Eisa Davis, Nathanial Stampley. Photo: Ahron Foster.
The actors, even when not in a scene, remain visible, of course, and some—as in the shows of John Doyle—also play musical instruments. The principal musicians are visible along either side wall, one of them, a remarkable hand drum player, Vita E. Cleveland, also participating as part of the acting ensemble. 
 Saycon Sengbloh, Nathaniel Stampley, Eisa Davis, Anastacia McCleskey, & LaChanze. Photo: Ahron Foster.
Jane Cox’s lighting, Dede Ayite’s costumes, and Dan Moses Schreier’s sound design couldn’t be better blended. Chris Walker’s choreographic arrangements are often stunning in how honestly they express the characters’ feelings through movement, especially during the rapturous worship scenes. 
LaChanze, Jai’Len Christine Li Josey, Vita E. Cleveland, Elizabeth Teeter, Romelda Teron Benjamin. Photo: Ahron Foster.
The Secret Life of Bees provides a musically fulfilling theatre experience supported by a compelling, straightforward narrative that includes parental abuse, religious ecstasy, sexual awakening, romantic fulfillment, and virulent prejudice, including police brutality. It sticks fairly close to the novel but offers a few variations, like the fate of May, or the circumstances of Zach’s arrest. 
Eisa Davis, Jai’Len Christine Li Josey, Vita E. Cleveland, LaChanze, Anastacia McCleskey, Nathaniel Stampley, Romelda Teron Benjamin, Saycon Sengbloh. Photo: Ahron Foster.
Sheik’s music, exceptionally well played and orchestrated, runs from jazz to blues to gospel to country, providing a succession of effective, affecting songs for the remarkably big-voiced, perfectly matched company.

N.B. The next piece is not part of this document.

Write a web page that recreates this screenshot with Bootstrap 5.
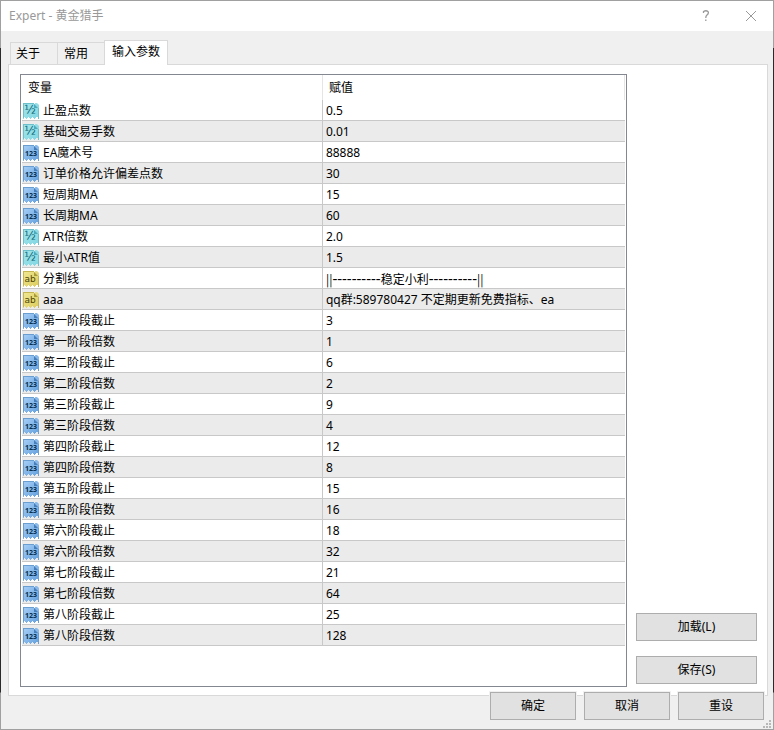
<!DOCTYPE html>
<html lang="zh-CN">
<head>
<meta charset="utf-8">
<meta name="viewport" content="width=device-width, initial-scale=1">
<title>Expert - 黄金猎手</title>
<link href="https://cdn.jsdelivr.net/npm/bootstrap@5.3.0/dist/css/bootstrap.min.css" rel="stylesheet">
<style>
body { font-family: "Noto Sans", "Noto Sans CJK SC", sans-serif; font-size: 12px; line-height: 16px; color: #000; }
.desktop { padding: 1px; background: linear-gradient(#a0a0a0 48px, #2b2b2b 48px, #2b2b2b calc(100% - 38px), #a0a0a0 calc(100% - 37px)); }
.dialog { background: #f0f0f0; }
.titlebar { height: 30px; padding: 0 8px; color: #999; }
.title-btn { width: 45px; color: #999; }
.tab-strip { padding: 9px 9px 0; margin-bottom: -1px; border: 0; position: relative; z-index: 1; }
.tab-strip .nav-link { height: 22px; margin: 0 0 1px; padding: 0 17px 0 5px; color: #000; background: #f0f0f0; border: 1px solid #d9d9d9; border-width: 1px 0 0 1px; border-radius: 0; }
.tab-strip .nav-link + .nav-link { padding: 0 16px 0 6px; }
.tab-strip .nav-link.active { height: 25px; margin: 0; padding: 0 7px 2px; color: #000; background: #fff; border-width: 1px 1px 0; border-color: #d9d9d9; }
.pane { margin: 0 5px 0 7px; padding: 9px 10px 8px 11px; background: #fff; border: 1px solid #d9d9d9; }
.grid-box { border: 1px solid #828790; padding: 0 1px; margin-right: 9px; }
.params { table-layout: fixed; border-collapse: separate; border-spacing: 0; font-size: 12px; color: #000; margin: 0; }
.params > thead > tr > th { height: 25px; padding: 0 6px; font-weight: 400; border: 0; border-right: 1px solid #e5e5e5; vertical-align: middle; }
.params > thead > tr > th:first-child { width: 49.9%; }
.params > tbody > tr > td { height: 21px; padding: 1px 3px 0; line-height: 16px; border: 0; border-bottom: 1px solid #c8c8c8; vertical-align: middle; color: #000; box-shadow: none; white-space: nowrap; }
.params > tbody > tr > td:first-child { border-right: 1px solid #c8c8c8; padding-left: 1px; }
.params > tbody > tr:nth-child(even) > td { background: #ebebeb; }
.type-icon { display: inline-block; position: relative; z-index: 0; width: 16px; height: 16px; margin-right: 4px; vertical-align: top; text-align: center; font: 700 7px/18px "Noto Sans", sans-serif; color: #06304f; }
.type-icon svg { position: absolute; left: 0; top: 0; z-index: -1; width: 16px; height: 16px; }
.real-type { font: 400 12px/14px "DejaVu Sans", sans-serif; color: #0d6674; padding-right: 2px; }
.string-type { font: 400 9px/17px "DejaVu Sans", sans-serif; color: #4d4408; padding-right: 2px; }
.rule-dash { font-size: 15px; }
.rule-bar { font-family: "Noto Sans CJK SC", sans-serif; }
.side { width: 121px; gap: 15px; padding-bottom: 3px; }
.win-btn { height: 28px; padding: 0 4px; font-size: 12px; line-height: 16px; color: #000; background: #e1e1e1; border: 1px solid #adadad; border-radius: 0; }
.win-btn:hover { background: #e5f1fb; border-color: #0078d7; color: #000; }
.actions { margin-top: -4px; padding: 0 9px 9px; gap: 8px; position: relative; }
.actions .win-btn { width: 86px; box-shadow: 0 0 0 1px #f0f0f0; }
.grip { position: absolute; right: 2px; bottom: 1px; }
</style>
<script src="https://cdn.jsdelivr.net/npm/bootstrap@5.3.0/dist/js/bootstrap.bundle.min.js" defer></script>
</head>
<body>
<svg width="0" height="0" class="position-absolute" aria-hidden="true">
  <defs>
    <linearGradient id="gc" x1="0" y1="0" x2="1" y2="1"><stop offset="0" stop-color="#a4e6ec"/><stop offset="1" stop-color="#7fd6e2"/></linearGradient>
    <linearGradient id="gb" x1="0" y1="0" x2="1" y2="1"><stop offset="0" stop-color="#a8d0f8"/><stop offset="1" stop-color="#629fdc"/></linearGradient>
    <linearGradient id="gy" x1="0" y1="0" x2="1" y2="1"><stop offset="0" stop-color="#f0e894"/><stop offset="1" stop-color="#dccb5a"/></linearGradient>
    <path id="sheet" d="M0 0h11v1h1V0h2l2 2v14h-1v-2h-2v1h-1v1h-1v-1h-1v-1H9v1H8v1H7v-1H6v-1H5v1H4v1H3v-1H2v-1H1v2H0z"/>
    <path id="fold" d="M11 1v4h4l1-1V2z"/>
    <path id="rim" d="M0 0h11v1H1v14H0zM15 5h1v11h-1z"/>
  </defs>
  <symbol id="real" viewBox="0 0 16 16">
    <use href="#sheet" fill="url(#gc)"/><use href="#rim" fill="#6cc0cc"/><use href="#fold" fill="#8fdae4"/><path d="M11 1v4h4z" fill="#4fa9b8"/>
  </symbol>
  <symbol id="whole" viewBox="0 0 16 16">
    <use href="#sheet" fill="url(#gb)"/><use href="#rim" fill="#6a9dd0"/><use href="#fold" fill="#8ab9ea"/><path d="M11 1v4h4z" fill="#477fba"/>
  </symbol>
  <symbol id="string" viewBox="0 0 16 16">
    <use href="#sheet" fill="url(#gy)"/><use href="#rim" fill="#c4b550"/><use href="#fold" fill="#e4d880"/><path d="M11 1v4h4z" fill="#a99a3a"/>
  </symbol>
</svg>
<div class="desktop min-vh-100 d-flex flex-column">
  <main class="dialog flex-grow-1 d-flex flex-column">
    <header class="titlebar bg-white d-flex align-items-center justify-content-between pe-0">
      <span>Expert - 黄金猎手</span>
      <div class="d-flex h-100">
        <button type="button" class="title-btn btn p-0 border-0 rounded-0 d-flex align-items-center justify-content-center" aria-label="帮助"><svg width="8" height="12" viewBox="0 0 8 12" fill="none" stroke="currentColor" stroke-width="1.3"><path d="M1.500 3V1.500Q4 0 6 1.500Q7.200 3.500 4.500 5.500Q3.800 6.200 3.800 8M3.800 9.500V11"/></svg></button>
        <button type="button" class="title-btn btn p-0 border-0 rounded-0 d-flex align-items-center justify-content-center" aria-label="关闭"><svg width="12" height="12" viewBox="0 0 12 12" stroke="currentColor"><path d="M1 1l10 10M11 1L1 11"/></svg></button>
      </div>
    </header>
    <nav class="tab-strip nav nav-tabs align-items-end" role="tablist">
      <button type="button" class="nav-link" role="tab">关于</button>
      <button type="button" class="nav-link" role="tab">常用</button>
      <button type="button" class="nav-link active" role="tab" aria-selected="true">输入参数</button>
    </nav>
    <section class="pane flex-grow-1 d-flex">
      <div class="grid-box flex-grow-1">
        <table class="params table">
          <thead><tr><th scope="col">变量</th><th scope="col">赋值</th></tr></thead>
          <tbody>
            <tr><td><span class="type-icon real-type"><svg><use href="#real"/></svg>½</span>止盈点数</td><td>0.5</td></tr>
            <tr><td><span class="type-icon real-type"><svg><use href="#real"/></svg>½</span>基础交易手数</td><td>0.01</td></tr>
            <tr><td><span class="type-icon"><svg><use href="#whole"/></svg>123</span>EA魔术号</td><td>88888</td></tr>
            <tr><td><span class="type-icon"><svg><use href="#whole"/></svg>123</span>订单价格允许偏差点数</td><td>30</td></tr>
            <tr><td><span class="type-icon"><svg><use href="#whole"/></svg>123</span>短周期MA</td><td>15</td></tr>
            <tr><td><span class="type-icon"><svg><use href="#whole"/></svg>123</span>长周期MA</td><td>60</td></tr>
            <tr><td><span class="type-icon real-type"><svg><use href="#real"/></svg>½</span>ATR倍数</td><td>2.0</td></tr>
            <tr><td><span class="type-icon real-type"><svg><use href="#real"/></svg>½</span>最小ATR值</td><td>1.5</td></tr>
            <tr><td><span class="type-icon string-type"><svg><use href="#string"/></svg>ab</span>分割线</td><td><span class="rule-bar">||</span><span class="rule-dash">----------</span>稳定小利<span class="rule-dash">----------</span><span class="rule-bar">||</span></td></tr>
            <tr><td><span class="type-icon string-type"><svg><use href="#string"/></svg>ab</span>aaa</td><td>qq群:589780427 不定期更新免费指标、ea</td></tr>
            <tr><td><span class="type-icon"><svg><use href="#whole"/></svg>123</span>第一阶段截止</td><td>3</td></tr>
            <tr><td><span class="type-icon"><svg><use href="#whole"/></svg>123</span>第一阶段倍数</td><td>1</td></tr>
            <tr><td><span class="type-icon"><svg><use href="#whole"/></svg>123</span>第二阶段截止</td><td>6</td></tr>
            <tr><td><span class="type-icon"><svg><use href="#whole"/></svg>123</span>第二阶段倍数</td><td>2</td></tr>
            <tr><td><span class="type-icon"><svg><use href="#whole"/></svg>123</span>第三阶段截止</td><td>9</td></tr>
            <tr><td><span class="type-icon"><svg><use href="#whole"/></svg>123</span>第三阶段倍数</td><td>4</td></tr>
            <tr><td><span class="type-icon"><svg><use href="#whole"/></svg>123</span>第四阶段截止</td><td>12</td></tr>
            <tr><td><span class="type-icon"><svg><use href="#whole"/></svg>123</span>第四阶段倍数</td><td>8</td></tr>
            <tr><td><span class="type-icon"><svg><use href="#whole"/></svg>123</span>第五阶段截止</td><td>15</td></tr>
            <tr><td><span class="type-icon"><svg><use href="#whole"/></svg>123</span>第五阶段倍数</td><td>16</td></tr>
            <tr><td><span class="type-icon"><svg><use href="#whole"/></svg>123</span>第六阶段截止</td><td>18</td></tr>
            <tr><td><span class="type-icon"><svg><use href="#whole"/></svg>123</span>第六阶段倍数</td><td>32</td></tr>
            <tr><td><span class="type-icon"><svg><use href="#whole"/></svg>123</span>第七阶段截止</td><td>21</td></tr>
            <tr><td><span class="type-icon"><svg><use href="#whole"/></svg>123</span>第七阶段倍数</td><td>64</td></tr>
            <tr><td><span class="type-icon"><svg><use href="#whole"/></svg>123</span>第八阶段截止</td><td>25</td></tr>
            <tr><td><span class="type-icon"><svg><use href="#whole"/></svg>123</span>第八阶段倍数</td><td>128</td></tr>
          </tbody>
        </table>
      </div>
      <div class="side d-flex flex-column justify-content-end flex-shrink-0">
        <button type="button" class="win-btn btn">加载(L)</button>
        <button type="button" class="win-btn btn">保存(S)</button>
      </div>
    </section>
    <footer class="actions d-flex justify-content-end">
      <button type="button" class="win-btn btn">确定</button>
      <button type="button" class="win-btn btn">取消</button>
      <button type="button" class="win-btn btn">重设</button>
      <svg class="grip" width="8" height="8" fill="#b8b8b8" aria-hidden="true"><path d="M6 0h2v2H6zM3 3h2v2H3zM6 3h2v2H6zM0 6h2v2H0zM3 6h2v2H3zM6 6h2v2H6z"/></svg>
    </footer>
  </main>
</div>
</body>
</html>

Each actor brings conviction and depth to their roles. The book contains many things familiar from multiple other depictions of the Civil Rights years, and it sometimes teeters on the sentimental. Nonetheless, its expert presentation makes it all seem newly minted. The Secret Life of Bees has plenty of sting in its tail but it soothes as well with an unforgettable taste of honey.